● **TO DO**:
Scan the lines below for the string "Emit" and report how many lines contain it, giving only the number.

● **ROWS**:
.....
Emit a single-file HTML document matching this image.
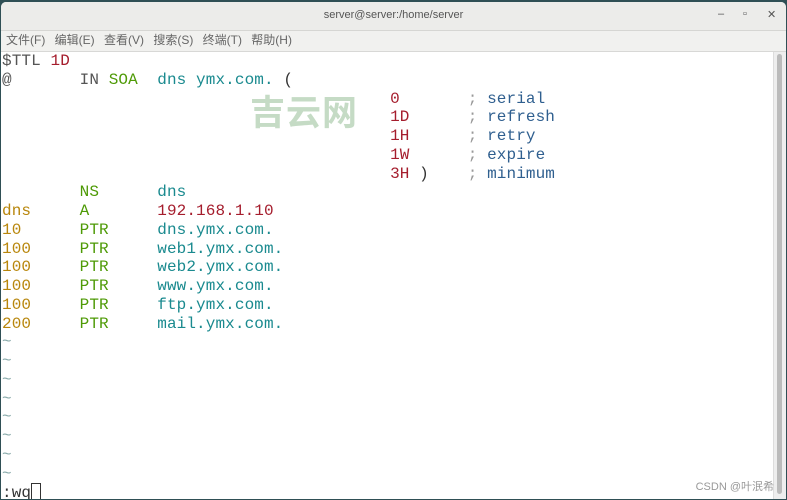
<!DOCTYPE html>
<html><head><meta charset="utf-8"><style>
body{margin:0;width:787px;height:500px;overflow:hidden;background:#2f4f55;font-family:"Liberation Sans","Noto Sans CJK SC",sans-serif;position:relative}
.win{position:absolute;left:1px;top:2px;width:785px;height:497px;background:#fff;border-radius:5px 5px 0 0;overflow:hidden}
.title{height:28px;background:#ececea;border-bottom:1px solid #d6d6d3;text-align:center;font-size:11px;color:#555;line-height:26px}
.ctl{position:absolute;top:6px;font-size:11px;color:#555}
.menu{height:20px;background:#f1f1ef;border-bottom:1px solid #d8d8d6;font-size:12px;color:#666;line-height:19px;padding-left:5px;word-spacing:6px}
.term{position:absolute;left:1px;top:50px;font-family:"Liberation Mono",monospace;font-size:16px;line-height:18.75px;white-space:pre;color:#333;letter-spacing:0.1px}
.sb{position:absolute;right:0;top:50px;width:12px;height:447px;background:#eee;border-left:1px solid #ddd}
.sb div{position:absolute;left:3px;top:2px;width:5px;height:440px;background:#bbb;border-radius:3px}
.r{color:#a51d2d}.g{color:#4e9a06}.c{color:#1a8a8f}.b{color:#2f5f8f}.o{color:#b8860b}.p{color:#555}.t{color:#8aa}.s{color:#999}
.wm{position:absolute;left:249px;top:83px;font-size:35px;color:#c5dbc5;font-weight:bold;letter-spacing:1px}
.csdn{position:absolute;right:12px;bottom:5px;font-size:11px;color:#999}
.cur{display:inline-block;width:10px;height:18px;border:1px solid #333;vertical-align:-4px;box-sizing:border-box}
</style></head><body>
<div class="win">
<div class="title">server@server:/home/server</div>
<span class="ctl" style="left:717px">–</span><span class="ctl" style="left:742px">▫</span><span class="ctl" style="left:766px">✕</span>
<div class="menu">文件(F) 编辑(E) 查看(V) 搜索(S) 终端(T) 帮助(H)</div>
<div class="wm">吉云网</div>
<div class="term"><span class="p">$TTL</span> <span class="r">1D</span>
<span class="p">@</span>       <span class="p">IN</span> <span class="g">SOA</span>  <span class="c">dns ymx.com.</span> (
                                        <span class="r">0</span>       <span class="s">;</span> <span class="b">serial</span>
                                        <span class="r">1D</span>      <span class="s">;</span> <span class="b">refresh</span>
                                        <span class="r">1H</span>      <span class="s">;</span> <span class="b">retry</span>
                                        <span class="r">1W</span>      <span class="s">;</span> <span class="b">expire</span>
                                        <span class="r">3H</span> )    <span class="s">;</span> <span class="b">minimum</span>
        <span class="g">NS</span>      <span class="c">dns</span>
<span class="o">dns</span>     <span class="g">A</span>       <span class="r">192.168.1.10</span>
<span class="o">10</span>      <span class="g">PTR</span>     <span class="c">dns.ymx.com.</span>
<span class="o">100</span>     <span class="g">PTR</span>     <span class="c">web1.ymx.com.</span>
<span class="o">100</span>     <span class="g">PTR</span>     <span class="c">web2.ymx.com.</span>
<span class="o">100</span>     <span class="g">PTR</span>     <span class="c">www.ymx.com.</span>
<span class="o">100</span>     <span class="g">PTR</span>     <span class="c">ftp.ymx.com.</span>
<span class="o">200</span>     <span class="g">PTR</span>     <span class="c">mail.ymx.com.</span>
<span class="t">~</span>
<span class="t">~</span>
<span class="t">~</span>
<span class="t">~</span>
<span class="t">~</span>
<span class="t">~</span>
<span class="t">~</span>
<span class="t">~</span>
:wq<span class="cur"></span></div>
<div class="sb"><div></div></div>
<div class="csdn">CSDN @叶泯希</div>
</div>
</body></html>
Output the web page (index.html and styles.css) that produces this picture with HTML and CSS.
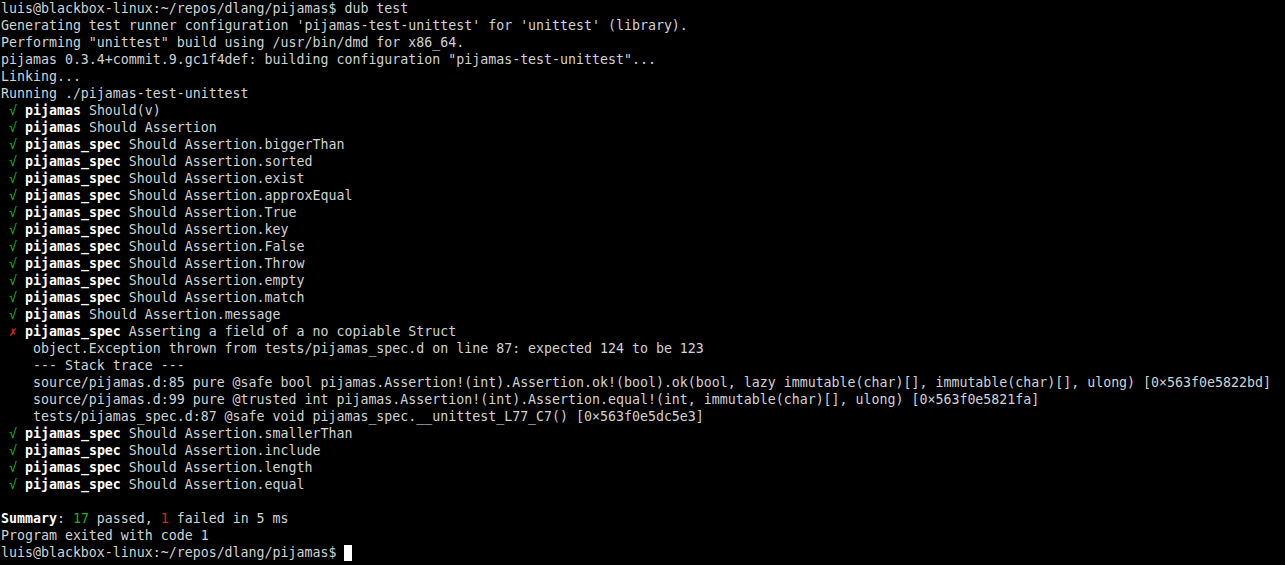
FILE: index.html
```html
<!DOCTYPE html>
<html>
<head>
<meta charset="utf-8">
<link rel="stylesheet" href="styles.css">
</head>
<body>
<div class="term">
<div class="ln">luis@blackbox-linux:~/repos/dlang/pijamas$ dub test</div>
<div class="ln">Generating test runner configuration 'pijamas-test-unittest' for 'unittest' (library).</div>
<div class="ln">Performing "unittest" build using /usr/bin/dmd for x86_64.</div>
<div class="ln">pijamas 0.3.4+commit.9.gc1f4def: building configuration "pijamas-test-unittest"...</div>
<div class="ln">Linking...</div>
<div class="ln">Running ./pijamas-test-unittest</div>
<div class="ln"> <span class="ok">√</span> <b>pijamas</b> Should(v)</div>
<div class="ln"> <span class="ok">√</span> <b>pijamas</b> Should Assertion</div>
<div class="ln"> <span class="ok">√</span> <b>pijamas_spec</b> Should Assertion.biggerThan</div>
<div class="ln"> <span class="ok">√</span> <b>pijamas_spec</b> Should Assertion.sorted</div>
<div class="ln"> <span class="ok">√</span> <b>pijamas_spec</b> Should Assertion.exist</div>
<div class="ln"> <span class="ok">√</span> <b>pijamas_spec</b> Should Assertion.approxEqual</div>
<div class="ln"> <span class="ok">√</span> <b>pijamas_spec</b> Should Assertion.True</div>
<div class="ln"> <span class="ok">√</span> <b>pijamas_spec</b> Should Assertion.key</div>
<div class="ln"> <span class="ok">√</span> <b>pijamas_spec</b> Should Assertion.False</div>
<div class="ln"> <span class="ok">√</span> <b>pijamas_spec</b> Should Assertion.Throw</div>
<div class="ln"> <span class="ok">√</span> <b>pijamas_spec</b> Should Assertion.empty</div>
<div class="ln"> <span class="ok">√</span> <b>pijamas_spec</b> Should Assertion.match</div>
<div class="ln"> <span class="ok">√</span> <b>pijamas</b> Should Assertion.message</div>
<div class="ln"> <span class="fail">✗</span> <b>pijamas_spec</b> Asserting a field of a no copiable Struct</div>
<div class="ln">    object.Exception thrown from tests/pijamas_spec.d on line 87: expected 124 to be 123</div>
<div class="ln">    --- Stack trace ---</div>
<div class="ln">    source/pijamas.d:85 pure @safe bool pijamas.Assertion!(int).Assertion.ok!(bool).ok(bool, lazy immutable(char)[], immutable(char)[], ulong) [0×563f0e5822bd]</div>
<div class="ln">    source/pijamas.d:99 pure @trusted int pijamas.Assertion!(int).Assertion.equal!(int, immutable(char)[], ulong) [0×563f0e5821fa]</div>
<div class="ln">    tests/pijamas_spec.d:87 @safe void pijamas_spec.__unittest_L77_C7() [0×563f0e5dc5e3]</div>
<div class="ln"> <span class="ok">√</span> <b>pijamas_spec</b> Should Assertion.smallerThan</div>
<div class="ln"> <span class="ok">√</span> <b>pijamas_spec</b> Should Assertion.include</div>
<div class="ln"> <span class="ok">√</span> <b>pijamas_spec</b> Should Assertion.length</div>
<div class="ln"> <span class="ok">√</span> <b>pijamas_spec</b> Should Assertion.equal</div>
<div class="ln"></div>
<div class="ln"><b>Summary</b>: <span class="ok">17</span> passed, <span class="fail">1</span> failed in 5 ms</div>
<div class="ln">Program exited with code 1</div>
<div class="ln">luis@blackbox-linux:~/repos/dlang/pijamas$ <span class="cursor"></span></div>
</div>
</body>
</html>
```
FILE: styles.css
```css
html, body {
  margin: 0;
  padding: 0;
  background: #000;
  height: 100%;
}
.term {
  padding: 0 1px;
  font-family: "DejaVu Sans Mono", "Liberation Mono", monospace;
  font-size: 13.28px;
  line-height: 17px;
  color: #d0d2d4;
}
.ln {
  height: 17px;
  white-space: pre;
  overflow: hidden;
}
.ln b {
  color: #ffffff;
  font-weight: bold;
}
.ok {
  color: #1fb21f;
}
.fail {
  color: #d12727;
}
.cursor {
  display: inline-block;
  width: 8px;
  height: 16px;
  background: #ffffff;
  vertical-align: -4px;
}
```
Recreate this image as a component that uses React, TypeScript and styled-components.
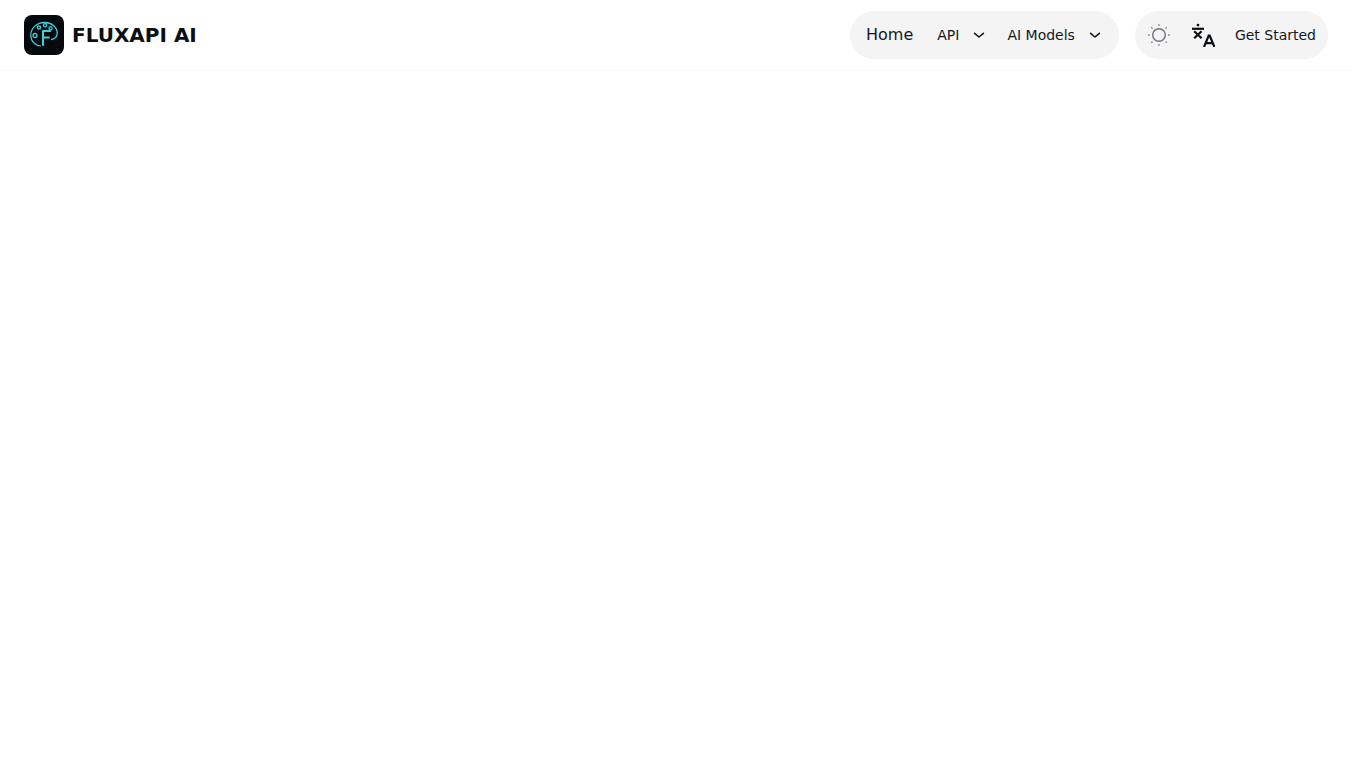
import React from 'react'
import styled, { createGlobalStyle } from 'styled-components'

const GlobalStyle = createGlobalStyle`
  html, body {
    margin: 0;
    padding: 0;
    background: #ffffff;
    font-family: "DejaVu Sans", sans-serif;
    color: #11181c;
  }
`

const Page = styled.div`
  min-height: 760px;
  background: #ffffff;
`

const Header = styled.header`
  height: 70px;
  padding: 0 24px;
  display: flex;
  align-items: center;
  justify-content: space-between;
  border-bottom: 1px solid #f6f6f7;
`

const Brand = styled.a`
  display: flex;
  align-items: center;
  gap: 8px;
`

const LogoBox = styled.div`
  width: 40px;
  height: 40px;
  border-radius: 8px;
  background: #05090d;
  display: flex;
  align-items: center;
  justify-content: center;
`

const BrandName = styled.span`
  font-size: 20px;
  font-weight: 700;
  line-height: 28px;
  color: #0b0f12;
`

const Actions = styled.div`
  display: flex;
  align-items: center;
  gap: 16px;
`

const Pill = styled.nav<{ $left: number; $right: number }>`
  height: 48px;
  box-sizing: border-box;
  padding: 0 ${(p) => p.$right}px 0 ${(p) => p.$left}px;
  display: flex;
  align-items: center;
  border-radius: 24px;
  background: #f4f4f5;
`

const HomeLink = styled.a`
  font-size: 16px;
  line-height: 24px;
  margin-right: 24px;
`

const MenuButton = styled.button<{ $gap: number }>`
  border: 0;
  padding: 0;
  margin: 0 ${(p) => p.$gap}px 0 0;
  background: transparent;
  display: flex;
  align-items: center;
  gap: 12px;
  font-family: inherit;
  font-size: 14px;
  line-height: 20px;
  color: #11181c;
`

const IconSlot = styled.span<{ $width: number }>`
  width: ${(p) => p.$width}px;
  display: flex;
  justify-content: center;
  align-items: center;
`

const StartedLink = styled.a`
  font-size: 14px;
  line-height: 20px;
`

function Chevron() {
  return (
    <svg width="16" height="16" viewBox="0 0 16 16" fill="none" stroke="#11181c" strokeWidth="1.600" strokeLinecap="round" strokeLinejoin="round">
      <path d="M3.600 6.300 8 10l4.400-3.700" />
    </svg>
  )
}

function Logo() {
  return (
    <svg width="40" height="40" viewBox="0 0 40 40" fill="none" stroke="#3fcdd6" strokeWidth="1.300" strokeLinecap="round" strokeLinejoin="round">
      <path d="M20.500 7.500C13 7.500 6.800 13 6.800 20c0 3.200 1.200 6 3.300 8 1.900 1.800 4.300 2.900 6.200 2.900" />
      <path d="M20.500 7.500c7 0 12.700 4.700 12.700 10.600 0 3.600-2.500 6-5.700 6.400" />
      <circle cx="11" cy="20.500" r="2" />
      <circle cx="15" cy="12.500" r="1.600" />
      <circle cx="21" cy="10.300" r="1.600" />
      <circle cx="26.500" cy="13.300" r="1.600" />
      <path strokeWidth="2.100" d="M19 30V16h7.200M19 22.500h5.800" />
    </svg>
  )
}

function SunIcon() {
  return (
    <svg width="24" height="24" viewBox="0 0 24 24" fill="none" stroke="#71717a" strokeLinecap="round">
      <circle cx="12" cy="12" r="6.300" strokeWidth="1.400" />
      <path strokeWidth="1.300" d="M12 1.700v.6M12 21.700v.6M1.700 12h.6M21.700 12h.6M4.700 4.700l.4.4M18.900 18.900l.4.4M4.700 19.300l.4-.4M18.900 5.100l.4-.4" />
    </svg>
  )
}

function TranslateIcon() {
  return (
    <svg width="24" height="24" viewBox="0 0 24 24" fill="none" stroke="#0b0f12" strokeWidth="2.200">
      <path d="M1 5.800h12" />
      <circle cx="7" cy="2.100" r="1.350" fill="#0b0f12" stroke="none" />
      <path d="m3.200 8.200 7.400 7M10.600 8.200l-7.400 7" />
      <path d="m13 24 4.700-11.500h1L23.400 24M14.700 20.200h7.200" />
    </svg>
  )
}

export default function App() {
  return (
    <Page>
      <GlobalStyle />
      <Header>
        <Brand>
          <LogoBox>
            <Logo />
          </LogoBox>
          <BrandName>FLUXAPI AI</BrandName>
        </Brand>
        <Actions>
          <Pill $left={16} $right={16}>
            <HomeLink>Home</HomeLink>
            <MenuButton $gap={20}>
              API
              <Chevron />
            </MenuButton>
            <MenuButton $gap={0}>
              AI Models
              <Chevron />
            </MenuButton>
          </Pill>
          <Pill $left={12} $right={12}>
            <IconSlot $width={24}>
              <SunIcon />
            </IconSlot>
            <IconSlot $width={64}>
              <TranslateIcon />
            </IconSlot>
            <StartedLink>Get Started</StartedLink>
          </Pill>
        </Actions>
      </Header>
    </Page>
  )
}
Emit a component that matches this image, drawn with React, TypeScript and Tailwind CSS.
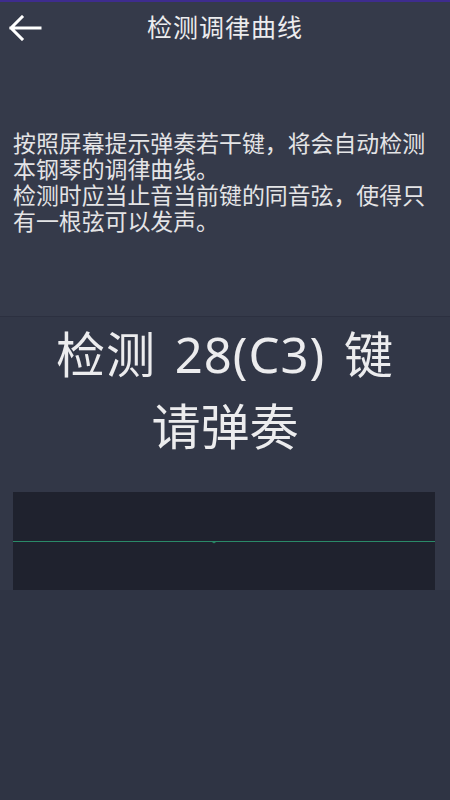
const cjk = { fontFamily: '"Noto Sans CJK SC", "Noto Sans", sans-serif' };

const BackArrow = () => (
  <svg width="34" height="26" viewBox="0 0 34 26" fill="none">
    <path
      d="M32 13H3M14 2L3 13l11 11"
      stroke="#ffffff"
      strokeWidth="3"
      strokeLinecap="square"
    />
  </svg>
);

export default function App() {
  return (
    <div className="flex min-h-[800px] w-full flex-col bg-[#2f3444] text-[#e8e8ea]" style={cjk}>
      {/* top strip */}
      <div className="h-[2px] bg-[#3e2c8e]" />

      {/* header + intro */}
      <div className="bg-[#353a4a]">
        <div className="relative flex h-[48px] items-center justify-center">
          <button className="absolute left-[8px] top-[13px]">
            <BackArrow />
          </button>
          <h1 className="text-[25px] leading-none tracking-[1px] text-[#ececee]">检测调律曲线</h1>
        </div>
        <div className="px-[13px] pt-[79px] pb-[83px] text-[22.9px] leading-[26px] text-[#e4e4e6]">
          <p>按照屏幕提示弹奏若干键，将会自动检测本钢琴的调律曲线。</p>
          <p>检测时应当止音当前键的同音弦，使得只有一根弦可以发声。</p>
        </div>
      </div>

      {/* prompt */}
      <div className="border-t border-[#2c3040] bg-[#323747]">
        <div className="flex flex-col items-center pt-[1px] pb-[32px] text-[#ececee]">
          <div
            className="text-[49px] leading-[73px] tracking-[1px] [word-spacing:5px]"
            style={{ fontFamily: '"Noto Sans", "Noto Sans CJK SC", sans-serif' }}
          >
            检测 28(C3) 键
          </div>
          <div className="-mt-[4px] text-[49px] leading-[73px]">请弹奏</div>
        </div>

        {/* waveform */}
        <div className="pl-[13px] pr-[15px]">
          <div className="h-[98px] bg-[#1f222e] pt-[48px]">
            <svg width="100%" height="4" className="block">
              <line x1="0" y1="1.5" x2="100%" y2="1.5" stroke="#2a8a68" strokeWidth="1" />
              <polyline points="199,1.5 201,3 203,1.5" stroke="#2a8a68" strokeWidth="1" fill="none" />
            </svg>
          </div>
        </div>
      </div>

      <div className="flex-1 bg-[#2f3444]" />
    </div>
  );
}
.....
● **PROBLEM SOLUTION**:
2